4Également la blancheur de sa calotte sommitale et son caractère lunaire, qui contrastent avec les flancs verts du piémont ; René Char (1907-1988) disait de cette montagne qu’elle abrite le « tombeau d’un Dieu ».
5Enfin l’ondulation de ses combes recouvertes de forêts, qui donne l’image de plissements dans une chevelure foisonnante ou un doux pelage. Le Ventoux est comme une divinité – dieu ou déesse –, un homme ou un animal qui ne cesse d’affirmer sa présence.
Le Ventoux appartient à celui qui le regarde
6Un jour, un comtadin amoureux du Ventoux m’interroge en me demandant à qui appartient le Ventoux. Me souvenant qu’il était partagé entre plusieurs communes, je pars dans une énumération hésitante : « Il appartient à Bédoin et à Flassan… à Malaucène, bien sûr… à Caromb, pour le versant occidental… à Beaumont du Ventoux et au petit village voisin de Saint Léger du Ventoux, sans aucun doute… à Brantes, le village perché… à Savoillan… pour le versant est, à Sault… J’allais oublier Villes-sur-Auzon, Monieux et Aurel, qui sont rattachés au massif… ». En réalité, j’avais dans mon esprit et mon langage déjà détruit l’unité et, partant, la majesté du Ventoux, en le rendant à l’état de puzzle inachevé. Mon interlocuteur m’arrête rapidement pour me dire cette vérité qui me laissa bouche bée :
« Le Ventoux appartient à celui qui le regarde ».

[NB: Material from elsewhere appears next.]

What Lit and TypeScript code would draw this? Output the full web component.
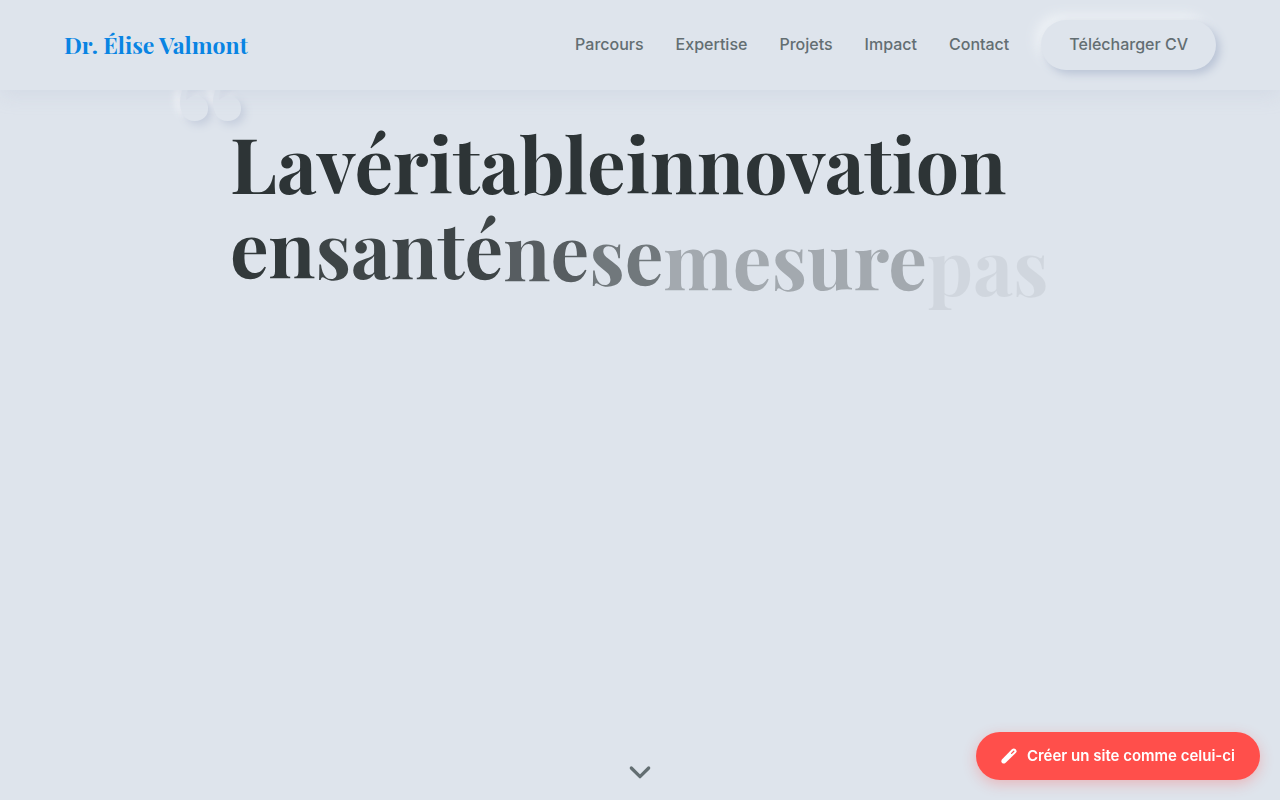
import { LitElement, html, css } from "lit";
import { customElement } from "lit/decorators.js";
import { styleMap } from "lit/directives/style-map.js";

interface Word {
  text: string;
  opacity: number;
  shift: number;
}

const LINKS = ["Parcours", "Expertise", "Projets", "Impact", "Contact"];

const WORDS: Word[] = [
  { text: "La", opacity: 1, shift: 0 },
  { text: "véritable", opacity: 1, shift: 0 },
  { text: "innovation", opacity: 1, shift: 0 },
  { text: "en", opacity: 0.97, shift: 0 },
  { text: "santé", opacity: 0.9, shift: 1 },
  { text: "ne", opacity: 0.76, shift: 3 },
  { text: "se", opacity: 0.61, shift: 7 },
  { text: "mesure", opacity: 0.33, shift: 12 },
  { text: "pas", opacity: 0.07, shift: 18 },
];

@customElement("app-root")
export class AppRoot extends LitElement {
  static styles = css`
    :host {
      display: block;
      min-height: 100vh;
      background: #dee4ec;
      color: #2d3436;
      font-family: Inter, "Liberation Sans", sans-serif;
      font-size: 16px;
    }
    .page {
      display: flex;
      flex-direction: column;
      min-height: 100vh;
    }
    .bar {
      position: relative;
      z-index: 2;
      display: flex;
      align-items: center;
      justify-content: space-between;
      padding: 20px 64px;
      background: #dee4ec;
      box-shadow: 0 4px 20px rgba(163, 177, 198, 0.2);
    }
    .logo {
      color: #0984e3;
      font-family: "Playfair Display", "Liberation Serif", serif;
      font-size: 23px;
      font-weight: 700;
      line-height: 32px;
      text-decoration: none;
    }
    .nav {
      display: flex;
      align-items: center;
      gap: 32px;
    }
    .link {
      padding-bottom: 2px;
      color: #636e72;
      font-weight: 500;
      line-height: 24px;
      text-decoration: none;
    }
    .cv {
      padding: 12px 28px 14px;
      border: 0;
      border-radius: 25px;
      background: #dee4ec;
      box-shadow: 4px 4px 8px #bac4d6, -6px -6px 12px #edf1f5;
      color: #636e72;
      font: inherit;
      font-weight: 500;
      line-height: 24px;
    }
    .hero {
      flex: 1;
      display: flex;
      flex-direction: column;
      align-items: center;
      justify-content: space-between;
      padding: 30px 64px 16px;
    }
    .quote {
      position: relative;
      width: 100%;
      max-width: 820px;
      margin: 0;
      font-family: "Playfair Display", "Liberation Serif", serif;
      font-weight: 700;
    }
    .mark {
      position: absolute;
      top: -23px;
      left: -57px;
      color: #dee4ec;
      font-size: 160px;
      line-height: 60px;
      text-shadow: 4px 4px 8px #c6cedd, -6px -4px 6px #eef1f5;
    }
    .words {
      position: relative;
      display: flex;
      flex-wrap: wrap;
      margin: 0;
      font-size: 6vw;
      line-height: 1.1;
    }
    .down {
      padding: 0;
      border: 0;
      background: none;
      color: #636e72;
      line-height: 0;
    }
    .create {
      position: fixed;
      right: 20px;
      bottom: 20px;
      display: flex;
      align-items: center;
      gap: 10px;
      padding: 12px 25px;
      border-radius: 24px;
      background: #ff4f4b;
      box-shadow: 0 4px 14px rgba(255, 79, 75, 0.3);
      color: #fff;
      font-size: 15px;
      font-weight: 600;
      line-height: 24px;
      text-decoration: none;
    }
  `;

  render() {
    return html`
      <div class="page">
        <header class="bar">
          <a class="logo" href="#accueil">Dr. Élise Valmont</a>
          <nav class="nav">
            ${LINKS.map(
              (l) => html`<a class="link" href="#${l.toLowerCase()}">${l}</a>`
            )}
            <button class="cv" type="button">Télécharger CV</button>
          </nav>
        </header>
        <main class="hero">
          <blockquote class="quote">
            <span class="mark" aria-hidden="true">“</span>
            <p class="words">
              ${WORDS.map(
                (w) => html`<span
                  style=${styleMap({
                    opacity: String(w.opacity),
                    transform: `translateY(${w.shift}px)`,
                  })}
                  >${w.text}</span
                >`
              )}
            </p>
          </blockquote>
          <button class="down" type="button" aria-label="Défiler vers le bas">
            <svg width="24" height="24" viewBox="0 0 24 24" fill="none">
              <path
                d="M3.300 8 12 16.700 20.700 8"
                stroke="currentColor"
                stroke-width="3.200"
                stroke-linecap="round"
                stroke-linejoin="round"
              />
            </svg>
          </button>
        </main>
        <a class="create" href="#creer">
          <svg width="16" height="16" viewBox="0 0 16 16" aria-hidden="true">
            <path
              d="M.9 11.600 10.900 1.300Q12.800-.4 14.700 1.300 16.400 3.200 14.700 5.100L4.400 15.100Q2.600 16.200 1.100 14.900-.2 13.400.9 11.600Z"
              fill="#fff"
            />
            <path
              d="m10.600 5.400 2.200-2.200"
              stroke="#ff4f4b"
              stroke-width="1.300"
              stroke-linecap="round"
            />
          </svg>
          Créer un site comme celui-ci
        </a>
      </div>
    `;
  }
}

7Ce vauclusien, qui avait pris l’habitude de lever les yeux sur le Ventoux tous les matins, avait raison. Il est illusoire de vouloir morceler le Ventoux. Dans une même journée, il peut changer d’aspect, de couleur et de climat. Les variations de luminosité ont un impact immédiat sur le Ventoux qui, par ailleurs, est très sensible aux saisons1. Qui n’a pas été ébloui, un jour d’octobre, par les éclats dorés que laisse l’automne sur les cerisiers et la vigne qui l’entourent à la base, de même que sur les hêtres, les chênes et, surtout, les érables qui le peuplent ?

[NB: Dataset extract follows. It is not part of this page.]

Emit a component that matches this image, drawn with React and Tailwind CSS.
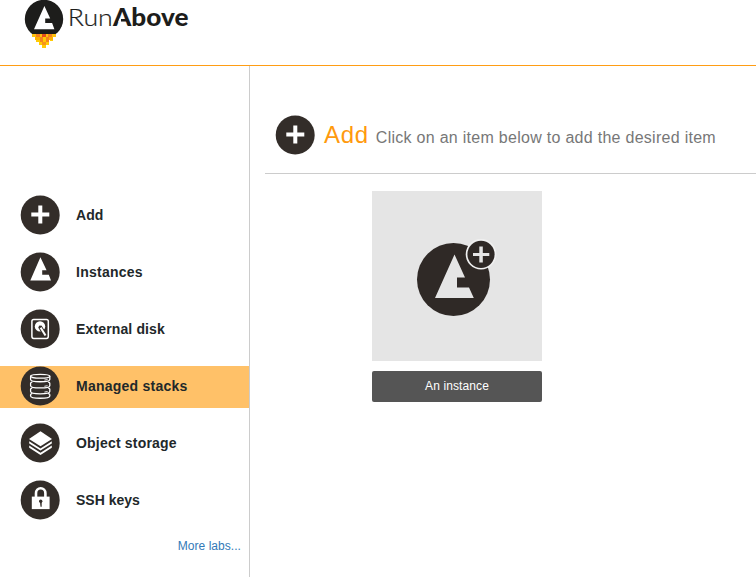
import React from "react";

const DARK = "#332d29";

function Disc({ children }) {
  return (
    <svg className="block size-10 shrink-0" viewBox="0 0 40 40">
      <circle cx="20.2" cy="20" r="19.5" fill={DARK} />
      {children}
    </svg>
  );
}

function PlusIcon() {
  return (
    <Disc>
      <path d="M18.300 10.500h4v7h7v4h-7v7h-4v-7h-7v-4h7z" fill="#fff" />
    </Disc>
  );
}

function InstanceIcon() {
  return (
    <Disc>
      <path d="M20.400 5.300l6.200 12.900h-4.400v4.600h6.600l2.200 5.700H10.300z" fill="#fff" />
    </Disc>
  );
}

function DiskIcon() {
  return (
    <Disc>
      <rect x="11.900" y="10.400" width="16.400" height="19" rx="1.800" fill="none" stroke="#fff" strokeWidth="1.500" />
      <circle cx="20" cy="17.400" r="5.200" fill="#fff" />
      <path d="M19.800 17.500l5.400 8.500" stroke={DARK} strokeWidth="4" />
      <path d="M20.500 18.500l5 8" stroke="#fff" strokeWidth="2" />
      <circle cx="20" cy="17.600" r="1.200" fill={DARK} />
    </Disc>
  );
}

function StackIcon() {
  return (
    <Disc>
      <g fill="none" stroke="#fff" strokeWidth="1.300" strokeLinecap="round">
        <ellipse cx="20.200" cy="10.200" rx="9.600" ry="1.900" />
        <path d="M10.600 10.200v3.300c0 3 19.200 3 19.200 0v-3.300" />
        <path d="M11.800 16.200c-.8.300-1.200.7-1.200 1v2.500c0 3 19.200 3 19.200 0v-2.500c0-.3-.4-.7-1.200-1" />
        <path d="M11.800 22.100c-.8.300-1.200.7-1.200 1v2.500c0 3 19.200 3 19.200 0v-2.500c0-.3-.4-.7-1.200-1" />
        <path d="M11.800 27.700c-.8.300-1.200.7-1.200 1v1.300c0 3 19.200 3 19.200 0v-1.300c0-.3-.4-.7-1.200-1" />
        <path d="M24.800 14l2.400-.4M24.800 20.200l2.400-.4M24.800 26l2.400-.4" strokeWidth=".9" />
      </g>
    </Disc>
  );
}

function LayersIcon() {
  return (
    <Disc>
      <g fill="#fff">
        <path d="M20.500 8.200L32 15.900l-11.500 7.300L9 15.900z" />
        <path d="M9.200 18.200l11.300 7.200 11.300-7.200v2.200l-11.300 7.200L9.200 20.400z" />
        <path d="M9.200 22.600l11.300 7.200 11.300-7.200v2.200L20.500 32.100 9.200 24.800z" />
      </g>
    </Disc>
  );
}

function LockIcon() {
  return (
    <Disc>
      <path d="M16 17.500v-4.200a4.700 5 0 0 1 9.400 0v4.200" fill="none" stroke="#fff" strokeWidth="2.600" />
      <rect x="11.800" y="16.600" width="17.800" height="12.500" fill="#fff" />
      <circle cx="20.700" cy="21.300" r="1.700" fill={DARK} />
      <path d="M20 22h1.700v4.700h-1.200z" fill={DARK} />
    </Disc>
  );
}

function Logo() {
  return (
    <svg className="block h-12 w-[190px]" viewBox="0 0 190 48">
      <circle cx="44" cy="19" r="19.200" fill="#1d1d1b" />
      <path d="M30 34h28v5H30z" fill="#fff" />
      <g shapeRendering="crispEdges">
        <path d="M32 34h24v3H32z" fill="#ffc20e" />
        <path d="M36 34h4v3h-4zM48 34h4v3h-4zM40 37h3v3h-3zM46 37h3v3h-3z" fill="#f58220" />
        <path d="M42 34h4v3h-4z" fill="#e84e1b" />
        <path d="M35 37h5v3h-5zM49 37h4v3h-4z" fill="#ffb000" />
        <path d="M43 37h3v3h-3zM36 40h4v2h-4zM46 40h3v1h-3zM50 40h3v1h-3z" fill="#ffcb05" />
        <path d="M40 40h3v2h-3zM46 40h3v2h-3z" fill="#f58220" />
        <path d="M43 40h3v2h-3zM39 42h3v3h-3zM46 42h3v3h-3zM42 45h4v3h-4z" fill="#ffcb05" />
        <path d="M42 42h4v3h-4z" fill="#f7941d" />
      </g>
      <path d="M44.400 6l5.800 12.500h-5v4.500h6.900l2.300 6.200H34z" fill="#fff" />
      <text x="67.800" y="25.500" fontFamily="Lato, sans-serif" fontWeight="300" fontSize="24" textLength="45" lengthAdjust="spacingAndGlyphs" fill="#1d1d1b" stroke="#1d1d1b" strokeWidth=".2">Run</text>
      <text x="113" y="25.500" fontFamily="Lato, sans-serif" fontWeight="900" fontSize="24" textLength="75.500" lengthAdjust="spacingAndGlyphs" fill="#1d1d1b">Above</text>
      <path d="M119.200 18.800h1.800v3.500h-3z" fill="#fff" />
    </svg>
  );
}

const ITEMS = [
  { label: "Add", icon: PlusIcon, ls: "tracking-[0.1px]" },
  { label: "Instances", icon: InstanceIcon, ls: "tracking-[0.25px]" },
  { label: "External disk", icon: DiskIcon, ls: "tracking-[0.14px]" },
  { label: "Managed stacks", icon: StackIcon, ls: "tracking-[0.25px]", active: true },
  { label: "Object storage", icon: LayersIcon, ls: "tracking-[0.2px]" },
  { label: "SSH keys", icon: LockIcon, ls: "tracking-[0px]" },
];

export default function App() {
  return (
    <div className="flex h-[577px] w-[756px] flex-col overflow-hidden bg-white font-['Liberation_Sans',sans-serif]">
      <header className="h-[66px] shrink-0 border-b border-[#ff9d14]">
        <Logo />
      </header>
      <div className="flex min-h-0 flex-1">
        <aside className="w-[250px] shrink-0 border-r border-[#ccc] pt-[129px]">
          <nav className="flex flex-col gap-[15px]">
            {ITEMS.map(({ label, icon: Icon, ls, active }) => (
              <a key={label} className={`flex h-[42px] items-start gap-4 pl-5 ${active ? "bg-[#ffc168]" : ""}`}>
                <Icon />
                <span className={`text-sm leading-10 font-bold whitespace-nowrap text-[#22282a] ${ls}`}>{label}</span>
              </a>
            ))}
          </nav>
          <div className="pt-4 pr-2 text-right text-xs leading-4 text-[#337ab7]">
            <a className="tracking-[0.05px]">More labs...</a>
          </div>
        </aside>
        <main className="flex-1 pl-[15px]">
          <div className="flex h-[108px] items-start border-b border-[#ccc] pt-[49px] pl-2.5">
            <PlusIcon />
            <h1 className="flex items-baseline gap-[7px] pl-[9px] leading-10 whitespace-nowrap">
              <span className="text-2xl leading-10 tracking-[0.7px] text-[#ff9a0d]">Add</span>
              <span className="text-base leading-10 tracking-[0.28px] text-[#777]">Click on an item below to add the desired item</span>
            </h1>
          </div>
          <div className="ml-[107px] flex w-[170px] flex-col gap-2.5 pt-[17px]">
            <div className="h-[170px] bg-[#e5e5e5]">
              <svg className="block size-[170px]" viewBox="0 0 170 170">
                <circle cx="81.500" cy="88.500" r="36.500" fill="#2f2926" />
                <path d="M82.500 63.500L93 86.500h-8V96.500h12l4.800 10.500H63z" fill="#e5e5e5" />
                <circle cx="109" cy="63.300" r="15.300" fill="#f1f1f1" />
                <circle cx="109" cy="63.300" r="13.600" fill="#2f2926" />
                <path d="M107.300 55.500h3.500v6.500h6.500v3h-6.500v6.500h-3.500V65h-6.300v-3h6.300z" fill="#e5e5e5" />
              </svg>
            </div>
            <button className="h-[31px] rounded-[2px] bg-[#555] text-center text-xs leading-[31px] tracking-[0.1px] text-white">An instance</button>
          </div>
        </main>
      </div>
    </div>
  );
}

Le Ventoux, lieu de contrastes
8Le Ventoux est surprenant en tant que lieu de contrastes. De la plaine, on s’interroge sur sa hauteur impressionnante. L’humanité du Comtat laisse place, lorsqu’on s’élève, au désert : là-haut, même les oiseaux s’arrêtent de chanter et seules les fleurs de pierrier peuvent espérer s’y maintenir. La chaleur du bas s’évanouit devant la fraicheur de la cime. La verdure des flancs laisse peu à peu la place aux cailloux de la crête, que l’on appelle la « casse ».
9L’habitat abrité dans la vallée disparaît progressivement lorsqu’on grimpe au sommet, très exposé au vent hurlant et giflant ; la limpidité du ciel peut se ternir dans la brume des hauteurs ; il n’est pas rare, sous un ciel radieux, de voir une masse nuageuse s’arrêter sur le Ventoux – on évoque alors la présence d’une « mer de nuages » – et y déverser eau à la belle saison, brouillard et neige en hiver.
10Le Ventoux est né de l’alliance du ciel, de la pierre, de la terre et de la mer.
Le Ventoux comme sentinelle
11Le même interlocuteur poursuit en indiquant que l’accès au sommet du Ventoux est protégé par des sentinelles...
12S’agit-il d’un site protégé ou protecteur ? Il est les deux en même temps. J’ai pensé d’abord à la protection spirituelle de la Chapelle de la Sainte Croix, mais aussi aux installations militaires qui ont été implantées au-delà du Col des Tempêtes. En réalité, ce n’est pas tout à fait cela qu’il évoquait : les sentinelles, certes habillées de vert, ne sont que les pins et les sapins qui tapissent le Ventoux avant le chalet Reynard. Si l’on a tenté l’effort physique jusqu’à cette altitude, la porte étroite et ombragée qui, sinueuse, s’ouvre comme dans une cathédrale de verdure, finit par donner sur la partie sommitale, largement pierreuse, grisâtre, puis blanchâtre, enfin désertique, souvent exposée au soleil accablant ou au vent violent. Si le marcheur ou le cycliste veut s’abreuver et se rafraichir à la Fontaine de la Grave – d’où l’eau jaillit sans faillir à la même température : 7 degrés –, il repart avec le sentiment d’avoir été apaisé, pourquoi pas baptisé ! Marie Mauron (1896-1986) appelait cette montagne envoûtante le Dieu Ventoux !
Mazan, le 24 décembre 2015
Franck Petit
Notes de bas de page
1 Galas (Jacques et Philippe), Les Quatre Saisons du Ventoux, Brantes, Ed. du Toulourenc, 2012.